## What you should do:
Find the string "components" and gather every line that holds it.

## Given data:
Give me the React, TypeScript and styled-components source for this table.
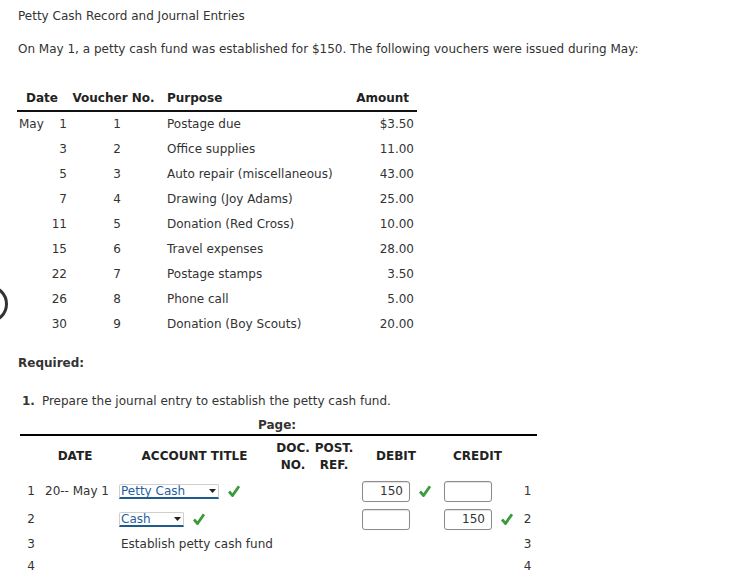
import React from "react";
import styled, { createGlobalStyle } from "styled-components";

const Global = createGlobalStyle`
  html, body { margin: 0; padding: 0; background: #fff; }
  body {
    font-family: "DejaVu Sans", Verdana, sans-serif;
    font-size: 12px;
    color: #333;
  }
`;

const Page = styled.div`
  position: relative;
  width: 756px;
  height: 576px;
  overflow: hidden;
  padding: 9px 0 0 18px;
  box-sizing: border-box;
`;

const Title = styled.div`
  line-height: 15px;
`;

const Para = styled.p`
  margin: 18px 0 0;
  line-height: 15px;
`;

const VTable = styled.div`
  margin: 34px 0 0 -1px;
  width: 400px;
  display: grid;
  grid-template-columns: 50px 100px 186px 64px;
`;

const VHead = styled.div<{ $align: string; $pr?: number }>`
  font-weight: bold;
  color: #222;
  line-height: 15px;
  padding-bottom: 4px;
  border-bottom: 2px solid #111;
  text-align: ${(p) => p.$align};
  padding-right: ${(p) => p.$pr ?? 0}px;
`;

const VCell = styled.div<{ $align: string; $pr?: number }>`
  height: 25px;
  line-height: 25px;
  text-align: ${(p) => p.$align};
  padding-right: ${(p) => p.$pr ?? 0}px;
`;

const DateCell = styled.div`
  height: 25px;
  line-height: 25px;
  display: flex;
  justify-content: space-between;
  padding-left: 2px;
`;

const Required = styled.div`
  margin-top: 19px;
  font-weight: bold;
  line-height: 15px;
`;

const Step = styled.div`
  margin: 23px 0 0 4px;
  line-height: 15px;
  display: flex;
  gap: 7px;
`;

const StepNum = styled.span`
  font-weight: bold;
`;

const Journal = styled.div`
  margin: 9px 0 0 2px;
  width: 517px;
`;

const PageLabel = styled.div`
  line-height: 15px;
  padding: 0 0 1px 238px;
  border-bottom: 2px solid #000;
  font-weight: bold;
`;

const JGrid = styled.div`
  display: grid;
  grid-template-columns: 22px 74px 157px 40px 42px 82px 81px 19px;
`;

const JHead = styled.div<{ $pr?: number }>`
  height: 41px;
  display: flex;
  align-items: center;
  justify-content: center;
  text-align: center;
  font-weight: bold;
  color: #222;
  line-height: 17px;
  padding-right: ${(p) => p.$pr ?? 0}px;
`;

const JCell = styled.div<{ $h: number; $align?: string; $pl?: number }>`
  height: ${(p) => p.$h}px;
  display: flex;
  align-items: center;
  justify-content: ${(p) => p.$align ?? "flex-start"};
  padding-left: ${(p) => p.$pl ?? 0}px;
  white-space: nowrap;
`;

const Select = styled.div<{ $w: number }>`
  box-sizing: border-box;
  width: ${(p) => p.$w}px;
  height: 15px;
  border: 1px solid #cfcfcf;
  border-bottom: 2px solid #1e5b8c;
  border-radius: 2px 2px 0 0;
  display: flex;
  align-items: center;
  justify-content: space-between;
  padding: 0 2px 0 1px;
  color: #1f5fa3;
  line-height: 12px;
`;

const Input = styled.div`
  box-sizing: border-box;
  width: 48px;
  height: 21px;
  border: 1px solid #8c8c8c;
  border-radius: 3px;
  box-shadow: inset 0 1px 1px rgba(0,0,0,0.12), 0 0 1px rgba(0,0,0,0.15);
  text-align: right;
  padding-right: 6px;
  line-height: 19px;
  color: #333;
  font-size: 12px;
`;

const Check = styled.svg`
  margin-left: 9px;
  flex: none;
`;

const Ring = styled.div`
  position: absolute;
  left: -30px;
  top: 285px;
  width: 38px;
  height: 38px;
  box-sizing: border-box;
  border: 3px solid #333;
  border-radius: 50%;
`;

const Arrow = () => (
  <svg width="7" height="4" viewBox="0 0 7 4">
    <path d="M0 0 L7 0 L3.5 4 Z" fill="#222" />
  </svg>
);

const Tick = () => (
  <Check width="12" height="12" viewBox="0 0 12 12">
    <path d="M1 6.5 L4.5 10.5 L11 1.2" fill="none" stroke="#3a9b3a" strokeWidth="2.8" strokeLinejoin="miter" />
  </Check>
);

const vouchers = [
  ["May", "1", "1", "Postage due", "$3.50"],
  ["", "3", "2", "Office supplies", "11.00"],
  ["", "5", "3", "Auto repair (miscellaneous)", "43.00"],
  ["", "7", "4", "Drawing (Joy Adams)", "25.00"],
  ["", "11", "5", "Donation (Red Cross)", "10.00"],
  ["", "15", "6", "Travel expenses", "28.00"],
  ["", "22", "7", "Postage stamps", "3.50"],
  ["", "26", "8", "Phone call", "5.00"],
  ["", "30", "9", "Donation (Boy Scouts)", "20.00"],
];

export default function App() {
  return (
    <>
      <Global />
      <Page>
        <Ring />
        <Title>Petty Cash Record and Journal Entries</Title>
        <Para>
          On May 1, a petty cash fund was established for $150. The following vouchers were issued during May:
        </Para>
        <VTable>
          <VHead $align="center" $pr={-3}>Date</VHead>
          <VHead $align="center" $pr={7}>Voucher No.</VHead>
          <VHead $align="left">Purpose</VHead>
          <VHead $align="right" $pr={8}>Amount</VHead>
          {vouchers.map((v, i) => (
            <React.Fragment key={i}>
              <DateCell>
                <span>{v[0]}</span>
                <span>{v[1]}</span>
              </DateCell>
              <VCell $align="center">{v[2]}</VCell>
              <VCell $align="left">{v[3]}</VCell>
              <VCell $align="right" $pr={3}>{v[4]}</VCell>
            </React.Fragment>
          ))}
        </VTable>
        <Required>Required:</Required>
        <Step>
          <StepNum>1.</StepNum>
          <span>Prepare the journal entry to establish the petty cash fund.</span>
        </Step>
        <Journal>
          <PageLabel>Page:</PageLabel>
          <JGrid>
            <JHead />
            <JHead $pr={8}>DATE</JHead>
            <JHead>ACCOUNT TITLE</JHead>
            <JHead>DOC.<br />NO.</JHead>
            <JHead>POST.<br />REF.</JHead>
            <JHead>DEBIT</JHead>
            <JHead>CREDIT</JHead>
            <JHead />

            <JCell $h={28} $align="center">1</JCell>
            <JCell $h={28} $pl={3}>20-- May 1</JCell>
            <JCell $h={28} $pl={3}>
              <Select $w={100}><span>Petty Cash</span><Arrow /></Select>
              <Tick />
            </JCell>
            <JCell $h={28} />
            <JCell $h={28} />
            <JCell $h={28} $pl={7}>
              <Input>150</Input>
              <Tick />
            </JCell>
            <JCell $h={28} $pl={7}>
              <Input />
            </JCell>
            <JCell $h={28} $align="center">1</JCell>

            <JCell $h={28} $align="center">2</JCell>
            <JCell $h={28} />
            <JCell $h={28} $pl={3}>
              <Select $w={65}><span>Cash</span><Arrow /></Select>
              <Tick />
            </JCell>
            <JCell $h={28} />
            <JCell $h={28} />
            <JCell $h={28} $pl={7}>
              <Input />
            </JCell>
            <JCell $h={28} $pl={7}>
              <Input>150</Input>
              <Tick />
            </JCell>
            <JCell $h={28} $align="center">2</JCell>

            <JCell $h={22} $align="center">3</JCell>
            <JCell $h={22} />
            <JCell $h={22} $pl={5}>Establish petty cash fund</JCell>
            <JCell $h={22} />
            <JCell $h={22} />
            <JCell $h={22} />
            <JCell $h={22} />
            <JCell $h={22} $align="center">3</JCell>

            <JCell $h={22} $align="center">4</JCell>
            <JCell $h={22} />
            <JCell $h={22} />
            <JCell $h={22} />
            <JCell $h={22} />
            <JCell $h={22} />
            <JCell $h={22} />
            <JCell $h={22} $align="center">4</JCell>
          </JGrid>
        </Journal>
      </Page>
    </>
  );
}
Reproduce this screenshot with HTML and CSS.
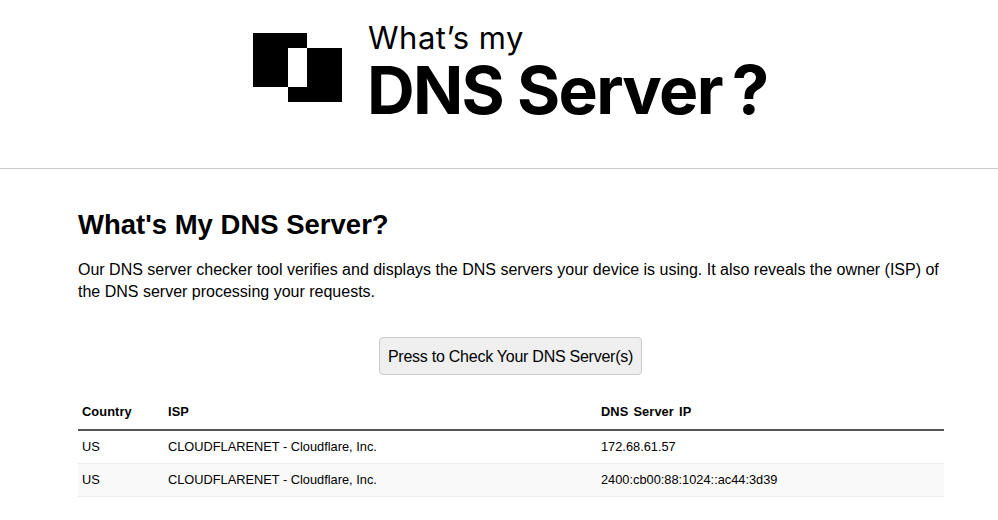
FILE: index.html
```html
<!DOCTYPE html>
<html lang="en">
<head>
<meta charset="utf-8">
<title>What's My DNS Server?</title>
<link rel="stylesheet" href="styles.css">
</head>
<body>
<header class="site-header">
  <a class="logo" href="#">
    <svg class="logo-mark" viewBox="0 0 89 69" width="89" height="69" aria-hidden="true">
      <path d="M0 0H54V15H35V54H0Z"/>
      <path d="M54 15H89V69H35V54H54Z"/>
    </svg>
    <span class="logo-text">
      <span class="logo-small">What’s my</span>
      <span class="logo-big">DNS Server<span class="logo-q">?</span></span>
    </span>
  </a>
</header>
<main class="content">
  <h1 class="title">What's My DNS Server?</h1>
  <p class="intro">Our DNS server checker tool verifies and displays the DNS servers your device is using. It also reveals the owner (ISP) of the DNS server processing your requests.</p>
  <div class="action"><button class="check-btn" type="button">Press to Check Your DNS Server(s)</button></div>
  <table class="results">
    <thead>
      <tr><th class="col-country">Country</th><th class="col-isp">ISP</th><th>DNS Server IP</th></tr>
    </thead>
    <tbody>
      <tr><td>US</td><td>CLOUDFLARENET - Cloudflare, Inc.</td><td>172.68.61.57</td></tr>
      <tr class="alt"><td>US</td><td>CLOUDFLARENET - Cloudflare, Inc.</td><td>2400:cb00:88:1024::ac44:3d39</td></tr>
    </tbody>
  </table>
</main>
</body>
</html>
```
FILE: styles.css
```css
* { box-sizing: border-box; }
html, body { margin: 0; padding: 0; background: #fff; color: #000; }
body { font-family: "Liberation Sans", Arial, sans-serif; overflow: hidden; }
.site-header { height: 169px; border-bottom: 1px solid #ccc; display: flex; justify-content: flex-start; padding: 18px 0 0 253px; }
.logo { display: flex; color: #000; text-decoration: none; height: 100px; }
.logo-mark { margin-top: 15px; margin-right: 25px; flex: none; }
.logo-text { display: flex; flex-direction: column; font-family: Inter, sans-serif; }
.logo-small { font-size: 31px; line-height: 39px; letter-spacing: 0.5px; font-weight: 400; margin-left: 1px; }
.logo-big { font-size: 66px; line-height: 67px; font-weight: 700; letter-spacing: -1.7px; white-space: nowrap; }
.logo-q { margin-left: 10px; font-size: 67px; line-height: 60px; }
.content { padding: 0 54px 0 78px; }
.title { font-size: 27.5px; line-height: 32px; font-weight: 700; margin: 40px 0 0; }
.intro { font-size: 16px; line-height: 22px; margin: 18px 0 0; }
.action { display: flex; justify-content: center; margin-top: 34px; margin-right: 1px; }
.check-btn { font-family: "Liberation Sans", Arial, sans-serif; font-size: 16px; letter-spacing: -0.25px; height: 38px; padding: 1px 0 0; width: 263px; white-space: nowrap; background: #efefef; border: 1px solid #ccc; border-radius: 4px; color: #000; }
.results { width: 866px; border-collapse: collapse; margin-top: 18px; font-size: 12.8px; table-layout: fixed; }
.results th { text-align: left; font-weight: 700; padding: 0 4px; height: 37px; border-bottom: 2px solid #555; letter-spacing: 0.1px; word-spacing: 1.5px; }
.results td { padding: 0 4px; height: 33px; border-bottom: 1px solid #eee; }
.col-country { width: 86px; }
.col-isp { width: 433px; }
.alt td { background: #f9f9f9; }
```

## Exercise response:
Give me the React, TypeScript and styled-components source for this table.
import styled, { createGlobalStyle } from "styled-components";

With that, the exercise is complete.